According to relationship research, mobile dating with iPhone apps is a more successful way for couples to couple than through traditional online dating services. However, this does not mean that - like love for some - online dating is dead. Rather, that your online dating techniques can be augmented scientifically to find the perfect match for you.

Matchmaking precedes online dating and iPhone app mobile dating by at least hundreds of years and has Biblical precedent. Traditionally, matchmaking was a role reserved for priests, rabbis, or in some communities—an old woman referred to a “Yenta” meaning “a gossip” in Yiddish. The value in such matchmakers is that parents could rely on the advice of people “in the know” of potential mates who would make good matchmaking choices regarding compatibility both socially and economically.

However, modern times have largely replaced the personal touch of a human matchmaker with a more removed electronic digital touch via matchmaker services provided through video and computing algorithms.

The need for a change in matchmaking is a reflection of changing values, technology and dissatisfaction with previous and current methods for finding a compatible mate. In addition, time appears to be an important factor as well, as overly-busy singles desire to streamline the dating/mating process to fit family-making into their busy schedules.

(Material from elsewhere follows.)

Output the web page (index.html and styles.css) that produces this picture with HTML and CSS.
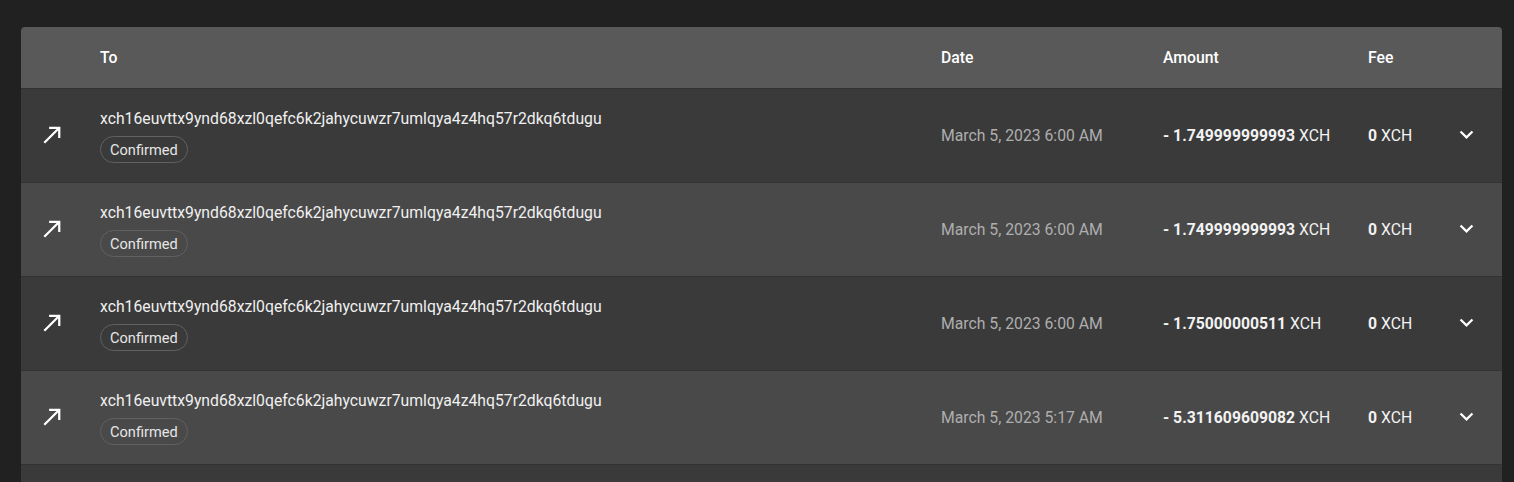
FILE: index.html
```html
<!DOCTYPE html>
<html lang="en">
<head>
<meta charset="utf-8">
<title>Transactions</title>
<link rel="stylesheet" href="styles.css">
</head>
<body>
<div class="page">
  <div class="card">
    <div class="row head">
      <div class="cell"></div>
      <div class="cell">To</div>
      <div class="cell">Date</div>
      <div class="cell">Amount</div>
      <div class="cell">Fee</div>
      <div class="cell"></div>
    </div>

    <div class="row dark">
      <div class="cell icon"><svg viewBox="0 0 24 24" width="27" height="27"><path d="M9 5v2h6.59L4 18.59 5.41 20 17 8.41V15h2V5z"/></svg></div>
      <div class="cell to">
        <div class="addr">xch16euvttx9ynd68xzl0qefc6k2jahycuwzr7umlqya4z4hq57r2dkq6tdugu</div>
        <span class="chip">Confirmed</span>
      </div>
      <div class="cell date">March 5, 2023 6:00 AM</div>
      <div class="cell amount"><strong>- 1.749999999993</strong> XCH</div>
      <div class="cell fee"><strong>0</strong> XCH</div>
      <div class="cell more"><svg viewBox="0 0 24 24" width="27" height="27"><path d="M16.59 8.59 12 13.17 7.41 8.59 6 10l6 6 6-6z"/></svg></div>
    </div>

    <div class="row light">
      <div class="cell icon"><svg viewBox="0 0 24 24" width="27" height="27"><path d="M9 5v2h6.59L4 18.59 5.41 20 17 8.41V15h2V5z"/></svg></div>
      <div class="cell to">
        <div class="addr">xch16euvttx9ynd68xzl0qefc6k2jahycuwzr7umlqya4z4hq57r2dkq6tdugu</div>
        <span class="chip">Confirmed</span>
      </div>
      <div class="cell date">March 5, 2023 6:00 AM</div>
      <div class="cell amount"><strong>- 1.749999999993</strong> XCH</div>
      <div class="cell fee"><strong>0</strong> XCH</div>
      <div class="cell more"><svg viewBox="0 0 24 24" width="27" height="27"><path d="M16.59 8.59 12 13.17 7.41 8.59 6 10l6 6 6-6z"/></svg></div>
    </div>

    <div class="row dark">
      <div class="cell icon"><svg viewBox="0 0 24 24" width="27" height="27"><path d="M9 5v2h6.59L4 18.59 5.41 20 17 8.41V15h2V5z"/></svg></div>
      <div class="cell to">
        <div class="addr">xch16euvttx9ynd68xzl0qefc6k2jahycuwzr7umlqya4z4hq57r2dkq6tdugu</div>
        <span class="chip">Confirmed</span>
      </div>
      <div class="cell date">March 5, 2023 6:00 AM</div>
      <div class="cell amount"><strong>- 1.75000000511</strong> XCH</div>
      <div class="cell fee"><strong>0</strong> XCH</div>
      <div class="cell more"><svg viewBox="0 0 24 24" width="27" height="27"><path d="M16.59 8.59 12 13.17 7.41 8.59 6 10l6 6 6-6z"/></svg></div>
    </div>

    <div class="row light">
      <div class="cell icon"><svg viewBox="0 0 24 24" width="27" height="27"><path d="M9 5v2h6.59L4 18.59 5.41 20 17 8.41V15h2V5z"/></svg></div>
      <div class="cell to">
        <div class="addr">xch16euvttx9ynd68xzl0qefc6k2jahycuwzr7umlqya4z4hq57r2dkq6tdugu</div>
        <span class="chip">Confirmed</span>
      </div>
      <div class="cell date">March 5, 2023 5:17 AM</div>
      <div class="cell amount"><strong>- 5.311609609082</strong> XCH</div>
      <div class="cell fee"><strong>0</strong> XCH</div>
      <div class="cell more"><svg viewBox="0 0 24 24" width="27" height="27"><path d="M16.59 8.59 12 13.17 7.41 8.59 6 10l6 6 6-6z"/></svg></div>
    </div>

    <div class="row dark">
      <div class="cell icon"></div>
      <div class="cell to"></div>
      <div class="cell"></div>
      <div class="cell"></div>
      <div class="cell"></div>
      <div class="cell"></div>
    </div>
  </div>
</div>
</body>
</html>
```

FILE: styles.css
```css
* { box-sizing: border-box; }

html, body {
  margin: 0;
  padding: 0;
  background: #212121;
  height: 100%;
  overflow: hidden;
}

body {
  font-family: Roboto, "Liberation Sans", sans-serif;
  color: #ffffff;
  font-size: 15.75px;
}

.page {
  padding: 27px 12px 0 21px;
}

.card {
  border-radius: 4px 4px 0 0;
  overflow: hidden;
}

.row {
  display: grid;
  grid-template-columns: 79px 841px 222px 205px 72px 1fr;
  align-items: center;
  border-bottom: 1px solid #333333;
}

.head {
  height: 62px;
  background: #595959;
  font-weight: 500;
  padding-top: 1px;
}

.dark {
  height: 94px;
  background: #3a3a3a;
}

.light {
  height: 94px;
  background: #494949;
}

.cell {
  line-height: 22px;
}

.icon {
  padding-left: 17.5px;
  padding-bottom: 2px;
  display: flex;
  align-items: center;
}

.icon svg,
.more svg {
  fill: #ffffff;
  display: block;
}

.to {
  display: flex;
  flex-direction: column;
  align-items: flex-start;
  gap: 6px;
}

.addr {
  color: #f0f0f0;
}

.chip {
  display: inline-flex;
  align-items: center;
  height: 27px;
  padding: 0 9px;
  border: 1px solid #616161;
  border-radius: 14px;
  font-size: 14.6px;
  color: #e6e6e6;
}

.date {
  color: #aeaeae;
}

.amount strong,
.fee strong {
  font-weight: 700;
}

.amount,
.fee {
  color: #f2f2f2;
}

.more {
  display: flex;
  align-items: center;
  padding-left: 12.5px;
  padding-bottom: 3px;
}
```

As such, computers have been used in matchmaking for the past 60 years both commercially and in academia. However, it was not until the past 15 years that the growth of electronic matchmaking his truly blossomed with online services such as Match.com and eHarmony.

Online services typically operate by offering profiles of potential mates that include images and characteristics that one can choose from not unlike choosing from a menu that offers a smorgasbord of potential like-minded mates. Some online services promise a compatibility matching via a soul-less mathematical algorithm that will “scientifically” help you find your one true soul mate.

In a recent article to be published in a future issue of Psychological Science in the Public Interest (a journal of the Association for Psychological Science), researchers have determined that advertised matchmaking algorithms and profile shopping are ineffective methods for finding a compatible mate. They especially find that the use of algorithms as advertised is questionable if not fraudulent.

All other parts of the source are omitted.